Like all the best cryptography, the Enigma machine is simple to describe, but infuriating to break.
Straddling the border between mechanical and electrical, Enigma looked from the outside like an oversize typewriter. Enter the first letter of your message on the keyboard and a letter lights up showing what it has replaced within the encrypted message. At the other end, the process is the same: type in the “ciphertext” and the letters which light are the decoded missive.
Inside the box, the system is built around three physical rotors. Each takes in a letter and outputs it as a different one. That letter passes through all three rotors, bounces off a “reflector” at the end, and passes back through all three rotors in the other direction.
The board lights up to show the encrypted output, and the first of the three rotors clicks round one position – changing the output even if the second letter input is the same as the first one.
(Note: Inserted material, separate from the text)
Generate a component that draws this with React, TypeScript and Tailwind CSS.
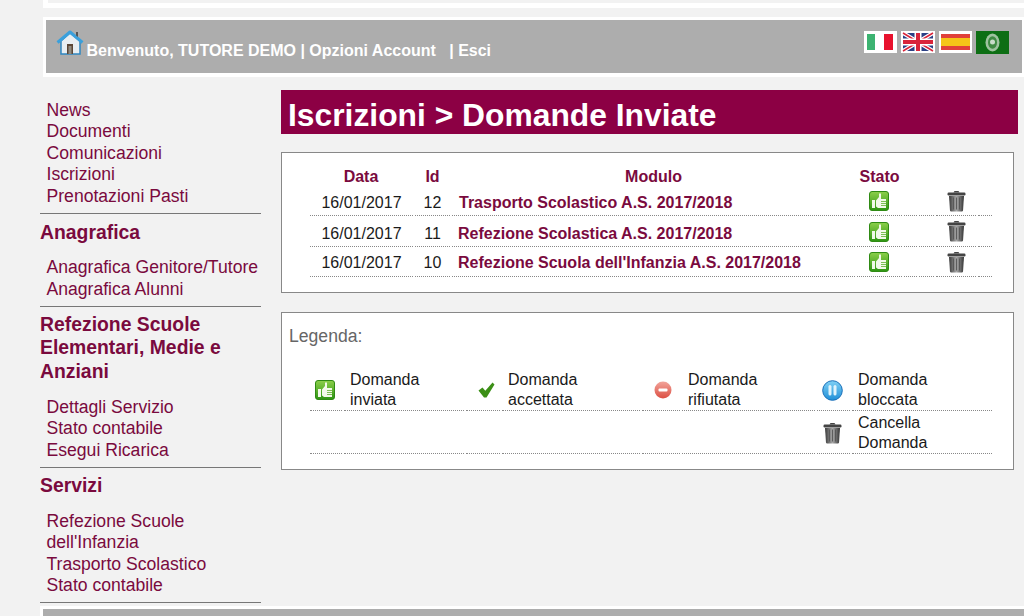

When the first rotor has turned through all 26 positions, the second rotor clicks round, and when that’s made it round all the way, the third does the same, leading to more than 17,000 different combinations before the encryption process repeats itself. Adding to the scrambling was a plugboard, sitting between the main rotors and the input and output, which swapped pairs of letters. In the earliest machines, up to six pairs could be swapped in that way; later models pushed it to 10, and added a fourth rotor.
Despite the complexity, all the operators needed was information about the starting position, and order, of the three rotors, plus the positions of the plugs in the board. From there, decoding is as simple as typing the cyphertext back into the machine. Thanks to the reflector, decoding was the same as encoding the text, but in reverse.
But that reflector also led to the flaw in Enigma, and the basis on which all codebreaking efforts were founded: no letter would ever be encoded as itself. With that knowledge, as well as an educated guess at what might be encrypted in some of the messages (common phrases included “Keine besonderen Ereignisse”, or “nothing to report” and “An die Gruppe”, or “to the group”), it was possible to eliminate thousands of potential rotor positions.
Eventually, the team at Bletchley Park built a machine, the Bombe, which could handle that logical analysis. But the final steps were always performed manually: the job of the Bombe was merely to reduce the number of combinations that the cryptanalysts had to examine.
Even as the Allied code-breaking team were working on Enigma, the Axis was improving its machines, adding more and different rotors, and minimising operator error. Eventually, the Enigma was superseded by the Lorenz. These required yet more codebreaking in Britain, and more automation to do it – leading to the production of Colossus, the world’s first digital programmable computer.